Peter Osborne of the Gluten Free Society offered his 56,600 YouTube followers similar advice to help boost immunity in a now-removed video. He said there is no cure for coronavirus yet, but taking daily doses of 5,000 milligrams of vitamin C and 150,000 IUs of vitamin D for three days could help boost the immune system.
He also recommended 25,000 IUs of vitamin A a day for two weeks, which is more than twice the upper recommended limit and, over time, could be toxic.
Saul said in an email to Insider that he stands by his statement, insisting that vitamin dosage limits are "widely misunderstood," and that the NIH guidelines focus on how much a person can "tolerate," which may be much lower than what is "safe." "By analogy, one might say that the volume of ambient background noise that a sleeping infant will tolerate is far lower than the limit that would begin to cause eardrum damage."
Research suggests such levels would be risky.
Osborne referred Insider to an interview he did with the New York Post, in which he said he acknowledges there's no cure for the coronovirus and his recommendations are meant to be preventative, temporary, and not for everyone.
"I'm not advocating … that people treat their diseases with vitamins," he told the Post. "The higher doses are a prevention method" that will "help your immune system be better prepared to fend-off [a virus]."
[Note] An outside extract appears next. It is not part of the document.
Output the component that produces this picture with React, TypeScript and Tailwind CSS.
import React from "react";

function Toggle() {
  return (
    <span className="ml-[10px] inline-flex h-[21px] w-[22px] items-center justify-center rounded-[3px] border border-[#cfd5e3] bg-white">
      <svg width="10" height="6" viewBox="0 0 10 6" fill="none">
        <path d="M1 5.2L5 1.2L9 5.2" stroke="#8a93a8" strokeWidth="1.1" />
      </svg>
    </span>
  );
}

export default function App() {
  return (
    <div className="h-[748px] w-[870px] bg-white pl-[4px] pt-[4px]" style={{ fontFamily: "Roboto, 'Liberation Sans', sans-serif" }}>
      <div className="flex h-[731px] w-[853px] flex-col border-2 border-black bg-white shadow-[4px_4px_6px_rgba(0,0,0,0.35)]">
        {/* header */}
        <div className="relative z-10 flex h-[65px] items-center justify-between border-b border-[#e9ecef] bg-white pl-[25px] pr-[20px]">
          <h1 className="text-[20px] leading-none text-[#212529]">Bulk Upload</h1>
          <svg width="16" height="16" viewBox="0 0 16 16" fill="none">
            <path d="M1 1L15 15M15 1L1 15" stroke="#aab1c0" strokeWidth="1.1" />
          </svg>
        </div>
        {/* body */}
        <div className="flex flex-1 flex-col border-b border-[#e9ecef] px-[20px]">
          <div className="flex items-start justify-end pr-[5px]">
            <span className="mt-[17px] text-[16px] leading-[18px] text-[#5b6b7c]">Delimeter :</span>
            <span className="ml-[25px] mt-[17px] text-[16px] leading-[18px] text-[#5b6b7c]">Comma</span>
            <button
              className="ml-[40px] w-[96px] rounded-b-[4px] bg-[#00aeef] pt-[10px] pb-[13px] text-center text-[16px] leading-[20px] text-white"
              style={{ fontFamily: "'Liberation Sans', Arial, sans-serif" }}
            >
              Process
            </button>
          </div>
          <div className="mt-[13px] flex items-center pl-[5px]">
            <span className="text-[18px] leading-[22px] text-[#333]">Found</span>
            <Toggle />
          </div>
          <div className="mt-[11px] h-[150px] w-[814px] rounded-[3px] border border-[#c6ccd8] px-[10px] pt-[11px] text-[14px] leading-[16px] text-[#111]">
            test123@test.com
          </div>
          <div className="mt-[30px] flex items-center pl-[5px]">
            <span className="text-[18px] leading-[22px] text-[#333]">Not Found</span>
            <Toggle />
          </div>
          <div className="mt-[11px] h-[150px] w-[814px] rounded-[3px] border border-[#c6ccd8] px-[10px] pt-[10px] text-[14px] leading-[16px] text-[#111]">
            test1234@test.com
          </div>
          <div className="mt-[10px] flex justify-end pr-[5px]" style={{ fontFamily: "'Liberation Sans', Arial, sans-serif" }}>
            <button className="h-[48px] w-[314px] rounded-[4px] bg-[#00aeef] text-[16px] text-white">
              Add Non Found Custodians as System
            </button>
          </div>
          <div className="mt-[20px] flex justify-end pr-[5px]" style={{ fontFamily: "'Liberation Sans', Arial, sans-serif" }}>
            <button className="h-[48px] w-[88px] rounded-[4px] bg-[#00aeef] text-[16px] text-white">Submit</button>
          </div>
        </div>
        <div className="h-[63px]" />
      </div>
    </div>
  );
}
He also pointed Insider to research showing that high doses of vitamins A, C, and D have been shown to be safe in certain populations, and noted that there are no known cases of vitamin C overdose deaths and the only reported death from too much natural vitamin A was "an infant consuming a massive amount of liver by accident."
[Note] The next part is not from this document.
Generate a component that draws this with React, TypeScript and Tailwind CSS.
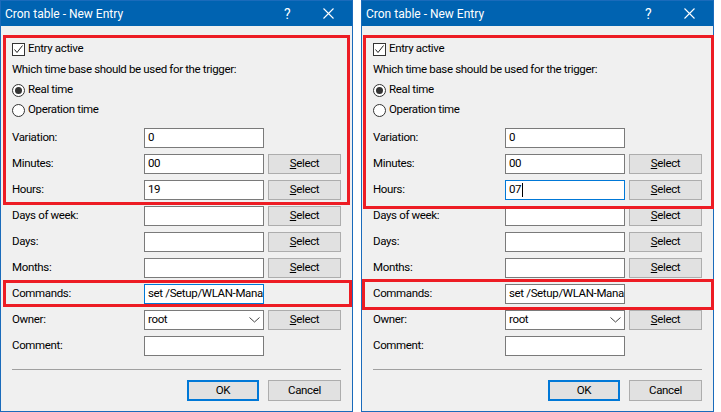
import React from 'react';

type DialogProps = {
  hours: string;
  focus: 'hours' | 'commands';
};

const font = "font-['Roboto',sans-serif]";
const bodyText = 'text-[11.5px] tracking-[-0.35px]';

const SelectButton: React.FC = () => (
  <button className={`h-5 w-[73px] border border-[#adadad] bg-[#e1e1e1] leading-none text-black ${bodyText}`}>
    <span className="underline">S</span>elect
  </button>
);

const TextBox: React.FC<{ value?: string; focused?: boolean; caret?: boolean }> = ({ value = '', focused, caret }) => (
  <div
    className={`flex h-5 w-[120px] items-center overflow-hidden whitespace-nowrap bg-white pl-[3px] text-black ${bodyText} ${
      focused ? 'border border-[#0078d7]' : 'border border-[#7a7a7a]'
    }`}
  >
    {value}
    {caret && <span className="ml-px h-[14px] w-px bg-black" />}
  </div>
);

const Row: React.FC<{ label: string; children: React.ReactNode }> = ({ label, children }) => (
  <div className="flex h-5 items-center gap-1">
    <span className="w-[128px] text-black">{label}</span>
    {children}
  </div>
);

const Dialog: React.FC<DialogProps> = ({ hours, focus }) => (
  <div className={`flex h-[412px] w-[353px] flex-col border border-[#1a6bbb] bg-[#f0f0f0] ${font}`}>
    {/* Title bar */}
    <div className="flex h-[25px] items-center bg-[#0063b1] pl-1 text-white">
      <span className="flex-1 text-[12px]">Cron table - New Entry</span>
      <span className="w-[20px] text-[14px] leading-none">?</span>
      <svg className="ml-[19px] mr-[18px]" width="11" height="11" viewBox="0 0 11 11">
        <path d="M0.5 0.5 L10.5 10.5 M10.5 0.5 L0.5 10.5" stroke="white" strokeWidth="1.1" />
      </svg>
    </div>

    {/* Body */}
    <div className={`flex flex-col pl-[11px] pt-[13px] text-black ${bodyText}`}>
      <div className="flex h-5 items-center gap-[3px]">
        <div className="flex h-[13px] w-[13px] items-center justify-center border border-[#333] bg-white">
          <svg width="11" height="11" viewBox="0 0 11 11">
            <path d="M1.5 5.5 L4 8.5 L9.5 1.5" fill="none" stroke="#222" strokeWidth="1" />
          </svg>
        </div>
        <span>Entry active</span>
      </div>
      <div className="mt-px flex h-5 items-center">Which time base should be used for the trigger:</div>
      <div className="flex h-5 items-center gap-[3px]">
        <div className="flex h-[13px] w-[13px] items-center justify-center rounded-full border border-[#333] bg-white">
          <div className="h-[7px] w-[7px] rounded-full bg-[#333]" />
        </div>
        <span>Real time</span>
      </div>
      <div className="flex h-5 items-center gap-[3px]">
        <div className="h-[13px] w-[13px] rounded-full border border-[#333] bg-white" />
        <span>Operation time</span>
      </div>

      <div className="mt-2 flex flex-col gap-[6px]">
        <Row label="Variation:">
          <TextBox value="0" />
        </Row>
        <Row label="Minutes:">
          <TextBox value="00" />
          <SelectButton />
        </Row>
        <Row label="Hours:">
          <TextBox value={hours} focused={focus === 'hours'} caret={focus === 'hours'} />
          <SelectButton />
        </Row>
        <Row label="Days of week:">
          <TextBox />
          <SelectButton />
        </Row>
        <Row label="Days:">
          <TextBox />
          <SelectButton />
        </Row>
        <Row label="Months:">
          <TextBox />
          <SelectButton />
        </Row>
        <Row label="Commands:">
          <TextBox value="set /Setup/WLAN-Management" focused={focus === 'commands'} />
        </Row>
        <Row label="Owner:">
          <div className="flex h-5 w-[120px] items-center justify-between border border-[#7a7a7a] bg-white pl-[3px] pr-[3px]">
            <span>root</span>
            <svg width="11" height="6" viewBox="0 0 11 6">
              <path d="M0.5 0.5 L5.5 5 L10.5 0.5" fill="none" stroke="#444" strokeWidth="1" />
            </svg>
          </div>
          <SelectButton />
        </Row>
        <Row label="Comment:">
          <TextBox />
        </Row>
      </div>

      <div className="mt-[13px] h-px w-[329px] bg-[#a0a0a0]" />

      <div className="mt-[10px] flex w-[329px] justify-end gap-[9px]">
        <button className="h-[21px] w-[72px] border-2 border-[#0078d7] bg-[#e1e1e1]">OK</button>
        <button className="h-[21px] w-[73px] border border-[#adadad] bg-[#e1e1e1]">Cancel</button>
      </div>
    </div>
  </div>
);

const App: React.FC = () => {
  return (
    <div className="relative h-[412px] w-[721px] overflow-hidden bg-white">
      <div className="flex gap-2">
        <Dialog hours="19" focus="commands" />
        <Dialog hours="07" focus="hours" />
      </div>

      {/* Annotation boxes */}
      <div className="pointer-events-none absolute left-[3px] top-[35px] h-[170px] w-[347px] border-[3px] border-[#ed1c24]" />
      <div className="pointer-events-none absolute left-[3px] top-[280px] h-[27px] w-[349px] border-[3px] border-[#ed1c24]" />
      <div className="pointer-events-none absolute left-[363px] top-[35px] h-[174px] w-[351px] border-[3px] border-[#ed1c24]" />
      <div className="pointer-events-none absolute left-[362px] top-[279px] h-[31px] w-[352px] border-[3px] border-[#ed1c24]" />
    </div>
  );
};

export default App;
The nurse practitioner did not respond to Insider's request for comment.
Experts say megadosing certain vitamins can be dangerous, even deadly
The average adult man should get 900 micrograms of vitamin A "retinol activity equivalents" daily, while women should get 700, according to the National Institutes of Health Office of Dietary Supplements. Most Americans get enough from their diet alone.
The safe upper limit is 3,000 mcg or 10,000 IUs, and exceeding that can have serious consequences including dizziness, nausea, headaches, coma, and even death, according to ODS. Overdosing on the vitamin while pregnant can lead to birth defects.
As for vitamin D, which Osborne recommends 150,000 IUs a day of, the safe upper limit for adults is only 4,000. Beyond stomach distress and vomiting, exceeding that can raise blood levels of calcium, leading to confusion, disorientation, heart rhythm problems, and kidney damage.
And, while taking high doses of vitamin C is less risky since it's water-soluble, meaning you'll pee out excess, doses to the level of Saul's recommendations — 24,000 a day when the safe upper limit for adults is 2,000 — can lead to diarrhea, nausea, and cramping.
"The danger of using non-mainstream therapies is that many of these have side effects that are not well understood or publicized, as well as potentially dangerous interactions with medications that patients are already taking," infectious disease specialist Dr. Sandra Kesh, deputy medical director at Westmed Medical Group in Purchase, New York, told Insider.
"In trying to solve this problem with non-traditional approaches, patients run the risk of putting themselves at greater risk than the infection itself."
Editor's note: This article was updated on March 3 to include Dr. Osborne's comments and correct a photo caption.